La politique d’utilisation de l’IA en entreprise serait-elle un écran de fumée face aux enjeux réels de la souveraineté numérique ?

Depuis plusieurs semaines dans les couloirs des entreprises résonne de plus en plus fort l’écho d’une préoccupation grandissante concernant l’utilisation de l’Intelligence Artificielle par les collaborateurs. Les directions juridiques et informatiques s’empressent de rédiger des politiques internes, motivées par la crainte – légitime en apparence – de voir des données sensibles s’échapper via ces nouveaux canaux d’échange.

🤖 Le contexte actuel :

Les plateformes d’IA générative (ChatGPT, Claude, DeepSeek, Mistral…) affichent une transparence louable dans leurs politiques de confidentialité.
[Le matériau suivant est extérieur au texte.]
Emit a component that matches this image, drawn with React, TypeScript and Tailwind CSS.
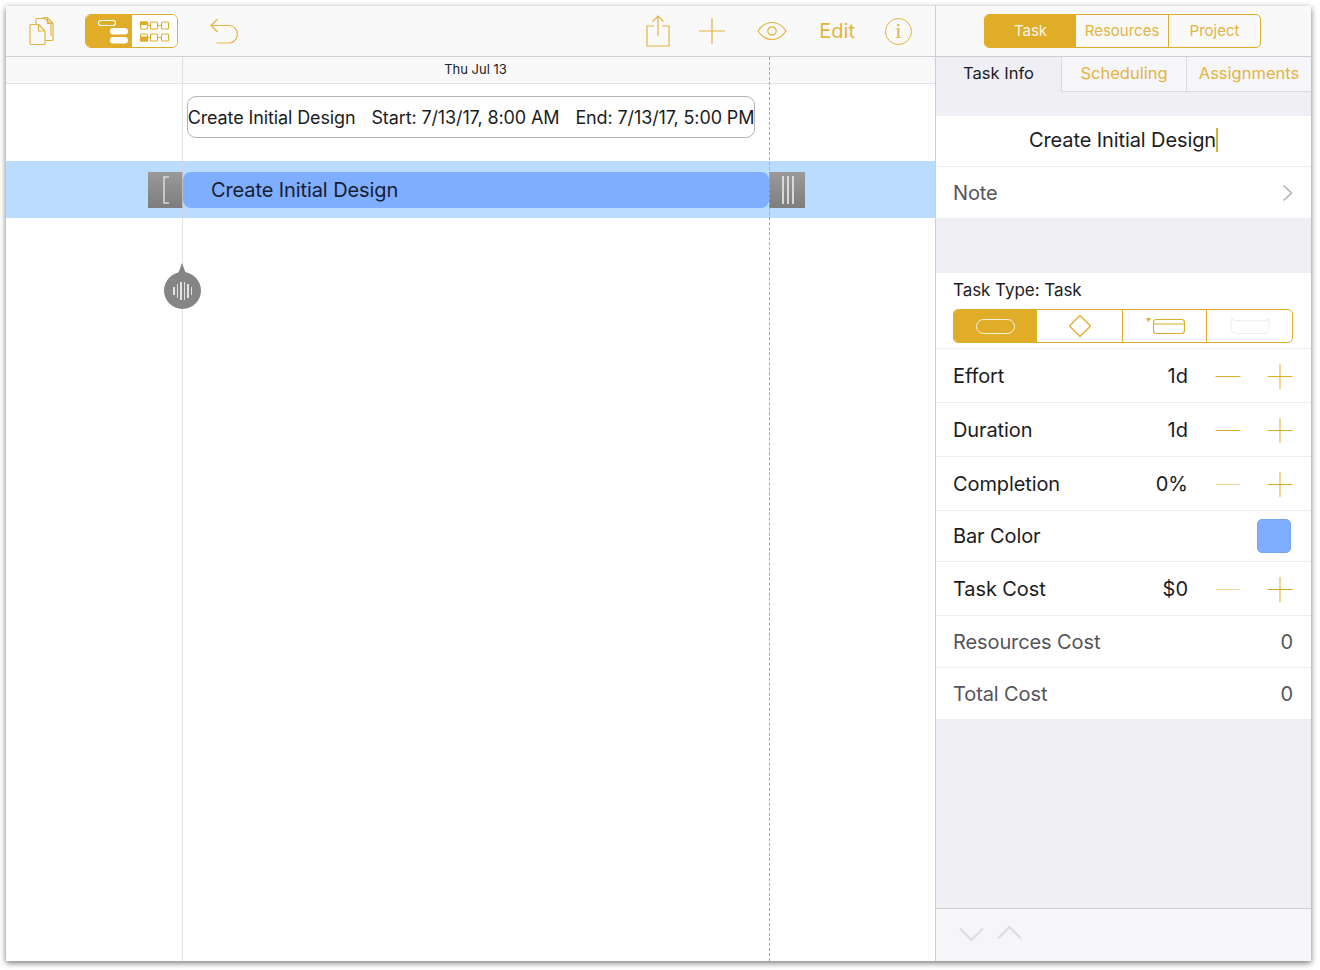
import type { ReactNode } from "react";

const GOLD = "#e0ad28";

function Stepper({ dim }: { dim?: boolean }) {
  return (
    <div className="flex items-center">
      <svg width="26" height="26" viewBox="0 0 26 26" className="mr-[26px]">
        <path d="M0.5 13.5H25.5" stroke={GOLD} strokeWidth="1" opacity={dim ? 0.45 : 1} />
      </svg>
      <svg width="26" height="26" viewBox="0 0 26 26">
        <path d="M0.5 13.5H25.5M13 1V26" stroke={GOLD} strokeWidth="1" />
      </svg>
    </div>
  );
}

function Row({ label, children, h, muted }: { label: string; children?: ReactNode; h: string; muted?: boolean }) {
  return (
    <div className={`flex items-center border-b border-[#efeff1] bg-white pl-[17px] pr-[18px] text-[20px] ${h} ${muted ? "text-[#55555a]" : "text-[#1c1c1e]"}`}>
      <span className="flex-1 tracking-[-0.1px]">{label}</span>
      {children}
    </div>
  );
}

function StepRow({ label, value, h, dim }: { label: string; value: string; h: string; dim?: boolean }) {
  return (
    <Row label={label} h={h}>
      <span className="mr-[27px]">{value}</span>
      <Stepper dim={dim} />
    </Row>
  );
}

function Grip({ count, gap, h }: { count: number; gap: string; h: string }) {
  return (
    <div className={`flex items-center justify-center ${gap}`}>
      {Array.from({ length: count }).map((_, i) => (
        <span key={i} className={`w-[2px] bg-[#d8d8d8] ${h}`} />
      ))}
    </div>
  );
}

function ToolbarLeft() {
  return (
    <div className="flex h-[51px] items-center border-b border-[#cfcfd1] bg-[#f9f9f9] pl-[23px] text-[#e3b440]">
      <svg width="26" height="30" viewBox="0 0 26 30" fill="none" stroke="currentColor" strokeWidth="1.2" strokeLinejoin="round">
        <path d="M1 9.5a1 1 0 0 1 1-1h7.5L16 15v12.5a1 1 0 0 1-1 1H2a1 1 0 0 1-1-1z" />
        <path d="M9.5 8.5V15H16" />
        <path d="M7 8V3.5a1 1 0 0 1 1-1h7.5L22 8v12" strokeWidth="1.1" />
        <path d="M14 2.5a1 1 0 0 1 1-1h3l6 6v16a1 1 0 0 1-1 1h-7" />
        <path d="M18.5 1.5V7.5H24" />
      </svg>
      <div className="ml-[30px] flex h-[34px] w-[93px] overflow-hidden rounded-[6px] border border-[#e0ad28]">
        <div className="flex w-[46px] items-center justify-center bg-[#e0ad28]">
          <svg width="38" height="28" viewBox="0 0 38 28" fill="none">
            <rect x="8.5" y="3.5" width="17" height="5" rx="2.5" stroke="white" strokeWidth="1.2" />
            <rect x="20" y="11" width="18" height="6.5" rx="3.2" fill="white" />
            <rect x="20" y="20" width="18" height="6.5" rx="3.2" fill="white" />
          </svg>
        </div>
        <div className="flex flex-1 items-center justify-center bg-white">
          <svg width="32" height="24" viewBox="0 0 32 24" fill="none" stroke="#e0ad28" strokeWidth="1.1">
            <rect x="1.5" y="3" width="7" height="7" rx="1" />
            <rect x="11.5" y="3" width="7" height="7" rx="1" />
            <rect x="22.5" y="3" width="7" height="7" rx="1" />
            <path d="M8.5 6.5h3M18.5 6.5h4" />
            <rect x="1.5" y="3" width="7" height="2.5" fill="#e0ad28" />
            <rect x="1.5" y="15" width="7" height="7" rx="1" />
            <rect x="11.5" y="15" width="7" height="7" rx="1" />
            <rect x="22.5" y="15" width="7" height="7" rx="1" />
            <path d="M8.5 18.5h3M18.5 18.5h4" />
            <rect x="1.5" y="18" width="7" height="4" fill="#e0ad28" />
          </svg>
        </div>
      </div>
      <svg width="32" height="26" viewBox="0 0 32 26" fill="none" stroke="currentColor" strokeWidth="1.2" className="ml-[32px]">
        <path d="M1 7.5H19.5a8.8 8.8 0 0 1 0 17.5H6.5" />
        <path d="M7.5 1L1 7.5L7.5 14" />
      </svg>
      <div className="flex-1" />
      <svg width="24" height="32" viewBox="0 0 24 32" fill="none" stroke="currentColor" strokeWidth="1.2">
        <path d="M8 11H1v20h22V11h-7" />
        <path d="M12 21V1M6.5 6.5L12 1l5.5 5.5" />
      </svg>
      <svg width="26" height="26" viewBox="0 0 26 26" fill="none" stroke="currentColor" strokeWidth="1.2" className="ml-[29px]">
        <path d="M0 13h26M13 0v26" />
      </svg>
      <svg width="30" height="20" viewBox="0 0 30 20" fill="none" stroke="currentColor" strokeWidth="1.2" className="ml-[32px]">
        <path d="M1 10C5 4 10 1.5 15 1.5S25 4 29 10C25 16 20 18.5 15 18.5S5 16 1 10z" />
        <circle cx="15" cy="10" r="4.2" />
      </svg>
      <span className="ml-[32px] font-['Inter',sans-serif] text-[20px] text-[#e3b440]">Edit</span>
      <span className="ml-[30px] mr-[23px] flex h-[27px] w-[27px] items-center justify-center rounded-full border border-[#e3b440] font-['Liberation_Serif',serif] text-[21px] leading-none">i</span>
    </div>
  );
}

function Timeline() {
  return (
    <div className="relative flex flex-1 flex-col overflow-hidden bg-white">
      <div className="flex h-[27px] items-center justify-center border-b border-[#e4e4e6] bg-[#f9f9f9] pl-[10px] text-[13px] text-[#222]">
        Thu Jul 13
      </div>
      <div className="pl-[181px] pt-[12px]">
        <div className="flex h-[42px] w-[568px] items-center justify-center gap-[16px] rounded-[9px] border border-[#b4b4b6] bg-white text-[18px] tracking-[-0.12px] whitespace-nowrap text-[#1c1c1e]">
          <span>Create Initial Design</span>
          <span>Start: 7/13/17, 8:00 AM</span>
          <span>End: 7/13/17, 5:00 PM</span>
        </div>
      </div>
      <div className="mt-[23px] flex h-[57px] items-center bg-[#b9dcff] pl-[142px]">
        <div className="flex h-[36px] w-[657px]">
          <div className="flex w-[35px] items-center justify-center bg-linear-to-b from-[#9a9a9a] to-[#7d7d7d]">
            <svg width="8" height="28" viewBox="0 0 8 28" fill="none" stroke="#dcdcdc" strokeWidth="1.5">
              <path d="M7 1H2V27H7" />
            </svg>
          </div>
          <div className="flex flex-1 items-center rounded-l-[8px] rounded-r-[8px] bg-[#7fadff] pl-[28px] text-[20px] tracking-[-0.1px] text-[#16202e]">
            Create Initial Design
          </div>
          <div className="flex w-[36px] bg-linear-to-b from-[#9a9a9a] to-[#7d7d7d] items-center justify-center pl-[2px]">
            <Grip count={3} gap="gap-[3px]" h="h-[28px]" />
          </div>
        </div>
      </div>
      {/* guide lines run over the rows */}
      <span className="absolute top-0 bottom-0 left-[176px] w-px bg-[#d4d4d6] opacity-70" />
      <span className="absolute top-0 bottom-0 left-[763px] border-l border-dashed border-[#a8a8aa]" />
      {/* drag knob under the bar */}
      <div className="absolute top-[215px] left-[158px] h-[37px] w-[37px] rounded-full bg-[#858585]">
        <span className="absolute -top-[9px] left-[14px] h-0 w-0 border-x-[4.5px] border-b-[11px] border-x-transparent border-b-[#858585]" />
        <div className="flex h-full items-center justify-center">
          <div className="flex items-center gap-[2px]">
            <span className="h-[8px] w-[1.5px] bg-[#e2e2e2]" />
            <span className="h-[14px] w-[1.5px] bg-[#e2e2e2]" />
            <span className="h-[18px] w-[1.5px] bg-[#e2e2e2]" />
            <span className="h-[18px] w-[1.5px] bg-[#e2e2e2]" />
            <span className="h-[14px] w-[1.5px] bg-[#e2e2e2]" />
            <span className="h-[8px] w-[1.5px] bg-[#e2e2e2]" />
          </div>
        </div>
      </div>
    </div>
  );
}

function Inspector() {
  return (
    <div className="flex w-[376px] flex-col border-l border-[#cfcfd1] bg-[#efeff4]">
      <div className="flex h-[51px] items-center border-b border-[#cfcfd1] bg-[#f9f9f9] pl-[48px]">
        <div className="flex h-[34px] w-[277px] overflow-hidden rounded-[5px] border border-[#e0ad28] text-[15px] text-[#e3b440]">
          <span className="flex w-[91px] items-center justify-center bg-[#e0ad28] text-[#fdf6e3]">Task</span>
          <span className="flex w-[93px] items-center justify-center border-r border-[#e0ad28]">Resources</span>
          <span className="flex flex-1 items-center justify-center">Project</span>
        </div>
      </div>
      <div className="flex h-[35px] text-[16.5px]">
        <span className="flex w-[125px] items-center justify-center pb-[2px] text-[#1c1c1e]">Task Info</span>
        <span className="flex w-[125px] items-center justify-center border-b border-l border-[#dcdce0] bg-[#f6f6f8] pb-[2px] text-[#e3b440]">Scheduling</span>
        <span className="flex flex-1 items-center justify-center border-b border-l border-[#dcdce0] bg-[#f6f6f8] pb-[2px] text-[#e3b440]">Assignments</span>
      </div>
      <div className="h-[24px]" />
      <div className="flex h-[51px] items-center justify-center border-b border-[#efeff1] bg-white pb-[2px] text-[20px] tracking-[-0.1px] text-[#1c1c1e]">
        Create Initial Design
        <span className="h-[24px] w-[2px] bg-[#e0ad28]" />
      </div>
      <Row label="Note" h="h-[52px]" muted>
        <svg width="11" height="18" viewBox="0 0 11 18" fill="none" stroke="#b5b5b8" strokeWidth="1.7">
          <path d="M1.5 1.5L9.5 9L1.5 16.5" />
        </svg>
      </Row>
      <div className="h-[54px]" />
      <div className="h-[76px] border-b border-[#efeff1] bg-white px-[17px] pt-[6px]">
        <div className="text-[17px] leading-[22px] tracking-[-0.05px] text-[#1c1c1e]">Task Type: Task</div>
        <div className="mt-[8px] flex h-[34px] w-[340px] overflow-hidden rounded-[5px] border border-[#e0ad28]">
          <div className="flex w-[83px] items-center justify-center bg-[#e0ad28]">
            <span className="h-[15px] w-[39px] rounded-full border border-[#fbf3dc]" />
          </div>
          <div className="flex w-[86px] items-center justify-center border-r border-[#e0ad28]">
            <svg width="24" height="24" viewBox="0 0 24 24" fill="none" stroke="#e0ad28" strokeWidth="1.2">
              <path d="M12 1.5L22.5 12L12 22.5L1.5 12Z" strokeLinejoin="round" />
            </svg>
          </div>
          <div className="flex w-[84px] items-center justify-center border-r border-[#e0ad28]">
            <svg width="40" height="20" viewBox="0 0 40 20" fill="none" stroke="#e0ad28" strokeWidth="1.1">
              <path d="M1 2h5L3.5 6z" fill="#e0ad28" stroke="none" />
              <rect x="8.5" y="3.5" width="31" height="14" rx="3" />
              <path d="M8.5 8h31" />
            </svg>
          </div>
          <div className="flex flex-1 items-center justify-center">
            <svg width="40" height="18" viewBox="0 0 40 18" fill="none" stroke="#ecedee" strokeWidth="1.1">
              <path d="M2 1.5c1 1.5 2 2.2 4 2.2h28c2 0 3-.7 4-2.2c.7 1 1 2 1 3.5v6c0 3-2 5.5-5 5.5H6c-3 0-5-2.5-5-5.5v-6c0-1.500.3-2.500 1-3.500z" />
            </svg>
          </div>
        </div>
      </div>
      <StepRow label="Effort" value="1d" h="h-[54px]" />
      <StepRow label="Duration" value="1d" h="h-[54px]" />
      <StepRow label="Completion" value="0%" h="h-[54px]" dim />
      <Row label="Bar Color" h="h-[51px]">
        <span className="mr-[2px] h-[34px] w-[34px] rounded-[5px] border border-[#76a3ee] bg-[#7fadff]" />
      </Row>
      <StepRow label="Task Cost" value="$0" h="h-[54px]" dim />
      <Row label="Resources Cost" h="h-[52px]" muted>
        <span>0</span>
      </Row>
      <Row label="Total Cost" h="h-[52px]" muted>
        <span>0</span>
      </Row>
      <div className="flex-1" />
      <div className="flex h-[53px] items-start gap-[13px] border-t border-[#cfcfd1] bg-[#f6f6f8] pl-[23px] pt-[18px]">
        <svg width="25" height="15" viewBox="0 0 25 15" fill="none" stroke="#dcdcde" strokeWidth="2">
          <path d="M1 1.500L12.500 13L24 1.500" />
        </svg>
        <svg width="25" height="15" viewBox="0 0 25 15" fill="none" stroke="#dcdcde" strokeWidth="2" className="-mt-[2px]">
          <path d="M1 13.500L12.500 2L24 13.500" />
        </svg>
      </div>
    </div>
  );
}

export default function App() {
  return (
    <div className="h-[970px] w-[1320px] overflow-hidden bg-white pt-[6px] pl-[6px] font-['Inter',sans-serif]">
      <div className="flex h-[955px] w-[1305px] shadow-[0_2px_6px_rgba(0,0,0,0.55)]">
        <div className="flex w-[929px] flex-col">
          <ToolbarLeft />
          <Timeline />
        </div>
        <Inspector />
      </div>
    </div>
  );
}
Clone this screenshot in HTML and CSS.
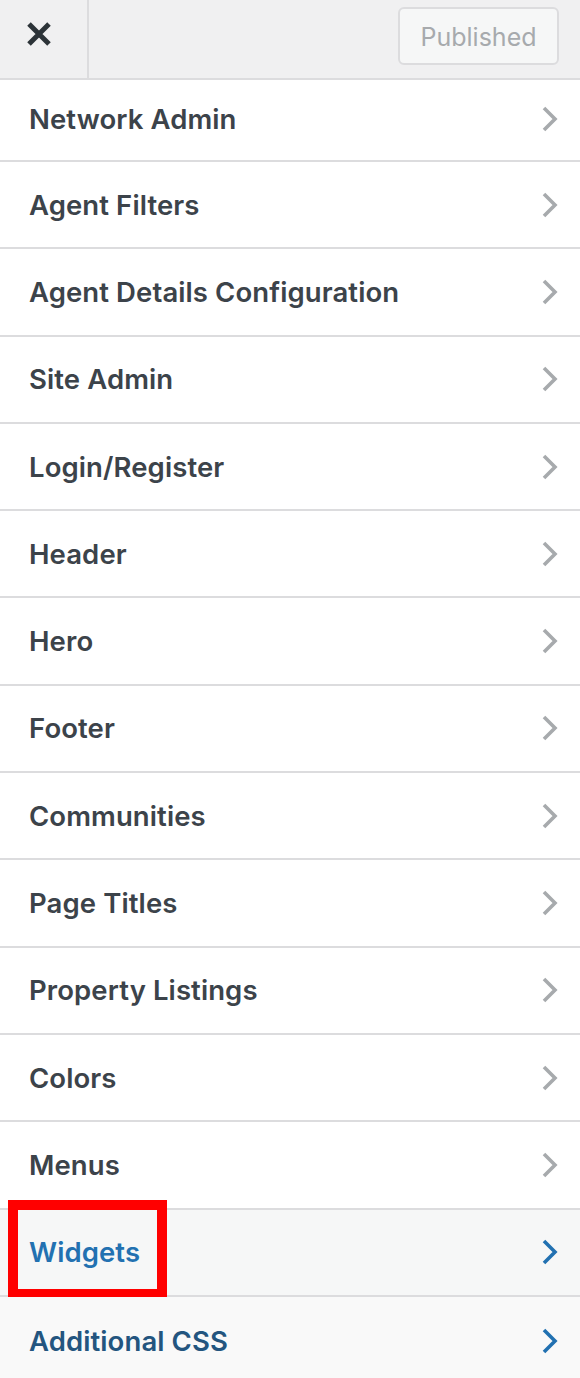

Elles assument pleinement la collecte et la conservation des données utilisateurs sur leurs serveurs, qu’ils soient américains, chinois ou français.

⚠️ Mais attention : concentrer nos inquiétudes uniquement sur ces nouveaux outils révèle une forme de myopie stratégique.

📊 CLOUD Act : Quand le droit américain s’invite dans nos données européennes :

Depuis mars 2018, le CLOUD Act (Clarifying Lawful Overseas Use of Data Act) a considérablement renforcé l’emprise du droit américain sur nos données. Cette législation permet aux autorités américaines d’accéder aux données hébergées sur des serveurs « non-américains », créant ainsi une brèche significative dans l’efficacité du RGPD.

🎯 Un point crucial souvent négligé : les hébergeurs soumis à la loi américaine peuvent transmettre ces données sans même en informer leurs propriétaires, qu’il s’agisse de personnes physiques ou morales.

 

💻 L’ampleur vertigineuse du phénomène :

Plongeons dans des chiffres qui donnent le vertige. Microsoft 365 domine le marché avec plus de 345 millions d’utilisateurs payants en 2024 [https://www.microsoft.com/en-us/investor/earnings/fy-2024-q2/press-release-webcast], représentant plus de 2 millions d’entreprises dans le monde. Mais ce n’est que la partie émergée de l’iceberg. Chaque jour, un tsunami de données sensibles transite via :

🔑 La différence fondamentale :

Si l’utilisation de l’IA implique un consentement actif à la collecte de données, nos infrastructures numériques quotidiennes opèrent une collecte passive, souvent invisible mais tout aussi réelle.

⚖️ Le paradoxe actuel :

Les géants américains exercent un quasi-monopole sur :

  • Les serveurs d’hébergement
  • Les systèmes d’exploitation
  • Les navigateurs internet
  • Les solutions de messagerie
  • Les outils collaboratifs

🔍 Le risque ne vient donc pas uniquement de l’usage de l’IA, mais de notre infrastructure numérique elle-même.

Les entreprises s’inquiètent des chatbots, mais combien ont mis en place une politique de chiffrement de bout en bout (AES-256) pour leurs e-mails et documents sensibles ? Hormis les banques et quelques organisations stratégiques, l’immense majorité des entreprises stocke et échange des données critiques sans réelle protection.

Bien sûr, réguler l’usage de l’IA en entreprise est une nécessité, mais ce n’est qu’un pan du problème. Ces dernières, bien que nécessaires, risquent de n’avoir qu’un effet placebo si elles ne s’inscrivent pas dans une stratégie globale de protection des données.

🌐 En somme, la véritable question est : voulons-nous vraiment protéger nos données ou simplement donner l’illusion de le faire ?

Dans ce contexte, adopter une politique IA sans repenser l’ensemble de notre système d’information, c’est comme mettre un cadenas sur une porte grande ouverte, qui ne nous laisse comme solution que la confiance accordée au gouvernement américain pour un usage raisonné de son pouvoir régalien.